Tuesday, May 5, 2020

IoT and Edge Computing Still Pose "Dumb Pipe" Challenge

It is not news, but a recent Omdia survey suggests connectivity providers still primarily are viewed as having a trusted role as suppliers of internet of things connectivity, rather than platforms, service management or applications. In a nutshell, that is the “dumb pipe” role, where the connectivity provider’s role is the transport of packets over a wide area network. 

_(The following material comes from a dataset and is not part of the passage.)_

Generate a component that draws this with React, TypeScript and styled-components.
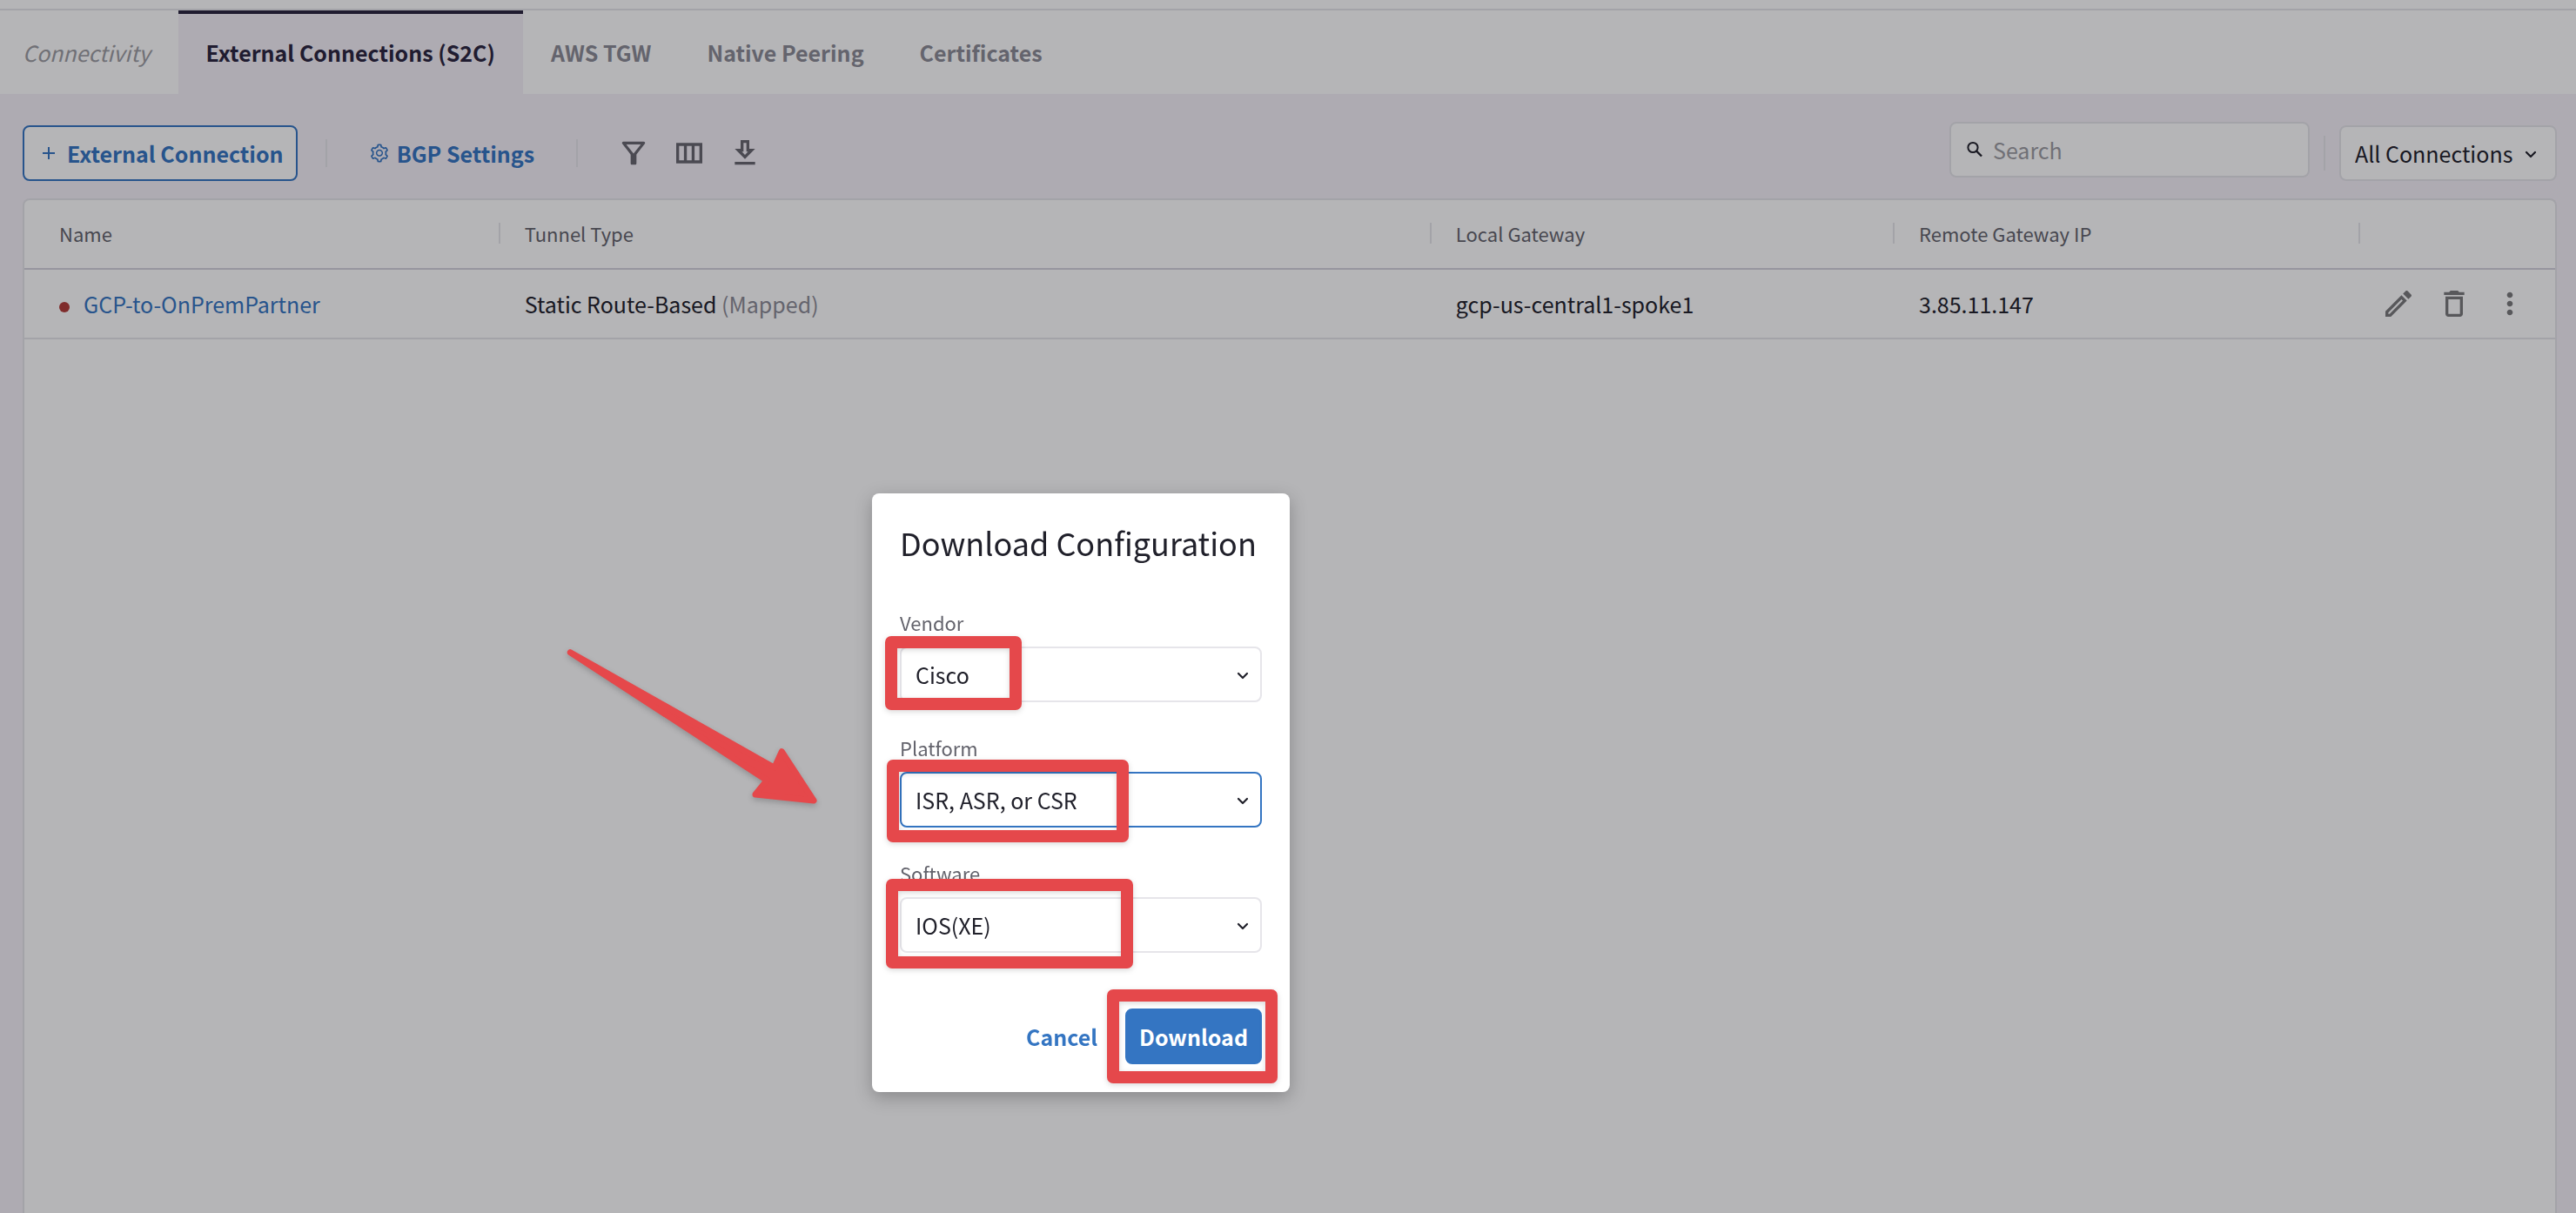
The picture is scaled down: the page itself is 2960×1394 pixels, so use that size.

What might surprise you is that about 28 percent of survey respondents cite other participants in the ecosystem as trusted suppliers of the IoT connectivity function. Those trusted providers include system integrators, software suppliers and IoT specialist firms. 

source: BearingPoint


That is not as surprising as it might seem, as 5G and 4G mobile platforms now include support for private 5G networks, built using unlicensed, shared or reserved licensed spectrum. If use of licensed or unlicensed spectrum no longer is a barrier to creating a private premises network, as was the case for Wi-Fi, then it makes sense that IoT networks also can be envisioned much as local area networks are: using unlicensed, shared or licensed LAN assets to create private local networks.


The big difference is that private IoT networks might use local computing support--on the premises or within 10 kilometers in some cases, up to 100 kim in other cases--instead of backhauling traffic over the wide area network to remote data centers. 


None of that means enterprises running private 5G will dispense entirely with WAN connectivity. That would be necessary for other reasons. But it is likely that local IoT computing will do much processing locally, with WAN connections required for reporting and long-term storage, at the very least. 


The larger point is that IoT, like any other important use case, might often have connectivity providers largely viewed as suppliers of WAN connectivity, rather than platforms or apps, which is where most of the revenue and profit are likely to be created.